The National Weather Service is keeping an eye on two storms and another disturbance likely to organize in the Eastern Pacific.
The National Weather Service is keeping an eye on two storms and another disturbance likely to organize in the Eastern Pacific.
As of 5 p.m. tonight, Hurricane Hilda was about 980 miles west-southwest of the southern tip of Mexico’s Baja California peninsula. It was still more than 2,000 miles east-southeast of Hilo.
The category-1 storm had maximum sustained winds of 75 mph, moving to the northwest at 7 mph. Hurricane-force winds extend outward up to 15 miles from the center and tropical-storm-force winds extend outward up to 90 miles from the storm’s center.
Hilda is forecast to gradually weaken over the next few days.
Tropical Storm Ignacio was about 435 miles west-southwest of the southern tip of Baja California, with maximum sustained winds of 40 mph. Tropical-storm-force-winds extend outward up to 45 miles from the storm’s center.
Ignacio was moving to the northwest at 9 mph, according to forecasters, and is likely to weaken into a tropical depression by Tuesday evening.

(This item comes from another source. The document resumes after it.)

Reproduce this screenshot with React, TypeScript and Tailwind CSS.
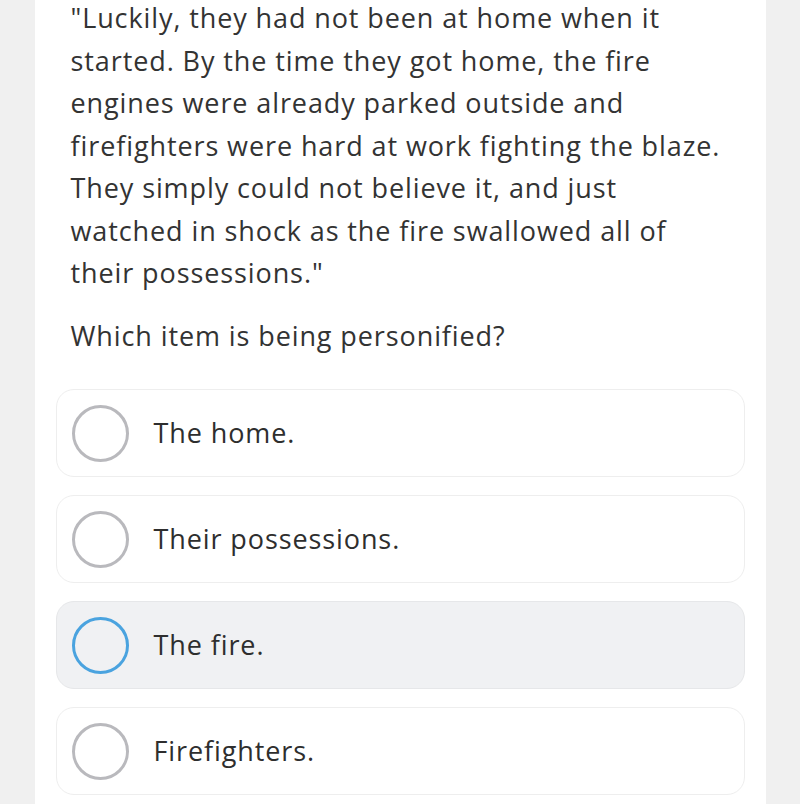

Still in the Eastern Pacific, but closer to the Central Pacific, a low-pressure system associated with the remnants of Tropical Depression 9-E is more than 1,500 miles west-southwest of the southern tip of the Baja peninsula. Forecasters say there is a 70% chance it will reorganize into a tropical depression within the next 48 hours, while the system moves west-northwestward to northwestward at 5 to 10 mph.